Perhaps a government grant is in the offing to prop up the RJ, or perhaps the federal government will become its primary source for national and international news, it seems obvious the federal government provides the basis for television news, why not the printed news? I think it’s time to call Scott Pelley, Brian Williams, etal., public officials, they are too vain to be called public servants, you know, like a common underling. I just renewed the RJ for three months, I hope it lasts at least that long.
I don’t know as much about the business as you do Mitch. But, it seems to me that there wouldn’t be much left to the paper if the RJ followed through and dropped the AP. It’d be mostly Nevada news, wouldn’t it?
I believe that’s what happened to my hometown paper, the Press & Sun Bulletin. The whole thing is now about as big as one section was while I was growing up & it’s almost all local news. Guess they figure you’ll get the rest from other sources, which is probably not a bad assumption.
Know what? Local news is the one thing MSM does not cover.

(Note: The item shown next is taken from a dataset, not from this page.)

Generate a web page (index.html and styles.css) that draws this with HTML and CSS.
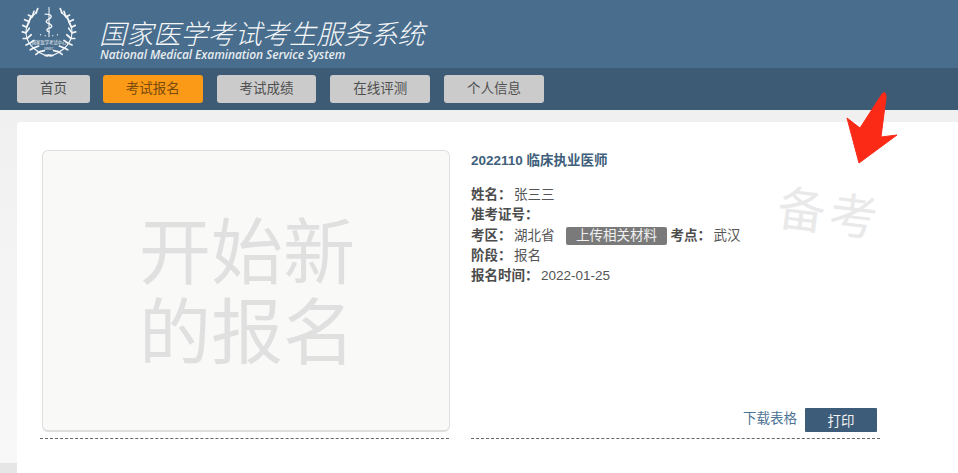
FILE: index.html
```html
<!DOCTYPE html>
<html lang="zh-CN">
<head>
<meta charset="utf-8">
<title>国家医学考试考生服务系统</title>
<link rel="stylesheet" href="styles.css">
</head>
<body>
<div class="page">
  <header class="top">
    <svg class="logo" viewBox="-2 0 64 60" width="60" height="60" aria-hidden="true">
      <defs>
        <g id="half" fill="none" stroke="#f2f5f7" stroke-linecap="round">
          <path class="wreath" d="M17 10C8 17 4 27 6 36C8 45 17 53 28 57"/>
          <path class="leaves" d="M16 11L18 6M12 15L14 9M12 15L8 13M8.500 20L11 14M8.500 20L4 18M6 26L9 20M6 26L2 24M5.500 32L9 27M5.500 32L1.500 31M6.500 38L11 34M6.500 38L2.500 38M9.500 43L14 40M9.500 43L5.500 45M14 48L19 46M14 48L10 50M20 52L25 51M20 52L16 55M26 56L31 56"/>
        </g>
      </defs>
      <use href="#half"/>
      <use href="#half" transform="translate(60 0) scale(-1 1)"/>
      <g fill="none" stroke="#f2f5f7" stroke-linecap="round">
        <path class="staff" d="M30 5V36"/>
        <path class="snake" d="M26 12C33 12 34 15 30 17C26 19 26 21 30 22C34 24 34 26 30 27C27 28 27 30 30 31"/>
      </g>
      <g fill="#f2f5f7">
        <circle cx="21" cy="34" r=".7"/><circle cx="26" cy="35" r=".7"/><circle cx="34" cy="35" r=".7"/><circle cx="39" cy="34" r=".7"/>
        <text class="logo-text" x="30" y="44" text-anchor="middle">国家医学考试中心</text>
        <text class="logo-text small" x="30" y="50" text-anchor="middle">NMEC</text>
      </g>
    </svg>
    <div class="brand">
      <h1>国家医学考试考生服务系统</h1>
      <p>National Medical Examination Service System</p>
    </div>
  </header>
  <nav class="nav">
    <a class="tab tab-home">首页</a>
    <a class="tab active">考试报名</a>
    <a class="tab">考试成绩</a>
    <a class="tab">在线评测</a>
    <a class="tab">个人信息</a>
  </nav>
  <main class="card">
    <section class="left">
      <div class="start"><span>开始新<br>的报名</span></div>
    </section>
    <section class="right">
      <h2>2022110 临床执业医师</h2>
      <ul class="info">
        <li><b>姓名：</b>张三三</li>
        <li><b>准考证号：</b></li>
        <li><b>考区：</b>湖北省<span class="upload">上传相关材料</span><b>考点：</b>武汉</li>
        <li><b>阶段：</b>报名</li>
        <li><b>报名时间：</b>2022-01-25</li>
      </ul>
      <div class="actions">
        <a class="download">下载表格</a>
        <button class="print" type="button">打印</button>
      </div>
    </section>
  </main>
  <div class="note">备考</div>
  <svg class="arrow" viewBox="0 0 60 80" width="60" height="80" aria-hidden="true">
    <path d="M8 27L21 37L43 3Q47 -1 47 7L42 46L58 44L20 72Z" fill="#fb2a17" stroke="#fb2a17" stroke-width="1" stroke-linejoin="round"/>
  </svg>
</div>
</body>
</html>
```
FILE: styles.css
```css
* { box-sizing: border-box; }
html, body { margin: 0; height: 100%; overflow: hidden; }
body {
  background: #f1f1f1;
  font-family: "Liberation Sans", "Noto Sans CJK SC", sans-serif;
  font-size: 13.5px;
  color: #555;
}
.page {
  position: relative;
  height: 473px;
  overflow: hidden;
  background: linear-gradient(to bottom, #f0f0f0 110px, #f8f8f8 463px, #e6e6e6 463px);
}

.top {
  height: 68px;
  background: #486d8d;
  display: flex;
  align-items: flex-start;
  padding-left: 19px;
}
.logo { margin-top: 1px; flex: none; }
.logo .wreath { stroke-width: 1.2; }
.logo .leaves { stroke-width: 1.8; }
.logo .staff { stroke-width: 1.1; }
.logo .snake { stroke-width: 1.5; }
.logo-text { font-size: 4.6px; font-family: "Noto Sans CJK SC", sans-serif; }
.logo-text.small { font-size: 3.6px; }

.brand { margin-left: 21px; color: #fff; }
.brand h1 {
  margin: 17px 0 0 -1px;
  font: italic 300 27.15px/31px "Noto Sans CJK SC", sans-serif;
  color: #f4f6f8;
  white-space: nowrap;
}
.brand p {
  margin: 0;
  font: italic 600 12px/13px "Open Sans", sans-serif;
  color: #e6ebef;
  white-space: nowrap;
  letter-spacing: -.1px;
}

.nav {
  height: 42px;
  background: #3d5b75;
  display: flex;
  align-items: flex-start;
  padding: 7px 0 0 17px;
  gap: 14px;
}
.tab {
  width: 99.7px;
  height: 28px;
  background: #cbcbcb;
  border-radius: 3px;
  color: #4f4f4f;
  line-height: 28px;
  text-align: center;
}
.tab-home { width: 73px; }
.tab.active { background: #fb9a16; color: #7a4a10; }
.tab-home + .tab { margin-left: -1px; }

.card {
  margin: 12px 0 0 17px;
  height: 351px;
  background: #fff;
  border-radius: 4px 0 0 0;
  display: flex;
  padding: 28px 0 0 23px;
  gap: 22px;
}
.left {
  width: 409px;
  height: 289px;
  border-bottom: 1px dashed #666;
  padding: 0 0 6px 2px;
  flex: none;
}
.start {
  height: 282px;
  width: 408px;
  background: #f9f9f8;
  border: 1px solid #dedede;
  border-bottom-width: 2px;
  border-radius: 6px;
  display: flex;
  justify-content: center;
  color: #e0e0e0;
  font: 72px/80px "Noto Sans CJK SC", sans-serif;
  padding-top: 56px;
}
.start span { display: block; margin-left: 2px; }

.right {
  width: 409px;
  height: 289px;
  border-bottom: 1px dashed #666;
  display: flex;
  flex-direction: column;
  flex: none;
}
.right h2 {
  margin: 1px 0 0;
  font-size: 13.5px;
  line-height: 20px;
  font-weight: bold;
  color: #3f5f7b;
}
.info { list-style: none; margin: 14px 0 0; padding: 0; line-height: 20.3px; }
.info li { height: 20.3px; white-space: nowrap; }
.info b {
  color: #4c4c4c;
  margin-right: 2.5px;
  font-family: "Liberation Sans", "Noto Sans CJK TC", sans-serif;
}
.upload {
  display: inline-block;
  width: 101px;
  height: 18px;
  margin: 0 3.5px 0 11.5px;
  background: #7a7a7a;
  border-radius: 2px;
  color: #f1f1f1;
  line-height: 18px;
  text-align: center;
}
.actions {
  margin-top: auto;
  margin-bottom: 6px;
  display: flex;
  justify-content: flex-end;
  align-items: center;
  gap: 8px;
  padding-right: 3px;
}
.download { color: #4d7394; margin-bottom: 5px; }
.print {
  width: 72px;
  height: 24px;
  padding: 0;
  border: 0;
  border-radius: 1px;
  background: #3c5c79;
  color: #f2f2f2;
  font: inherit;
}

.note {
  position: absolute;
  left: 778px;
  top: 180px;
  font: 48px/60px "Noto Sans CJK SC", sans-serif;
  letter-spacing: 4px;
  color: #e9e9e9;
  transform: rotate(7deg);
  white-space: nowrap;
}
.arrow { position: absolute; left: 839px; top: 91px; }
```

Perhaps BBM is a good thing?
That is possible, Bob.
The R-J problem:
The restaurant owner was told that his business was in danger because it was losing money on its soup sales. Customers complained that the soupbowls didn’t contain enough soup.
The Owner, subscribing to the subscription of the R-J, ordered that his cooks put less soup in the bowls to make up the loss of money.
Did someone in the back of the room just dare to say, “More soup, please.?”
Right, Nibot/John, they just cut out three pages of opinion a week, so why not less news, too?
Thomas,
From soup to nuts! Nothing like a newspaper with no news.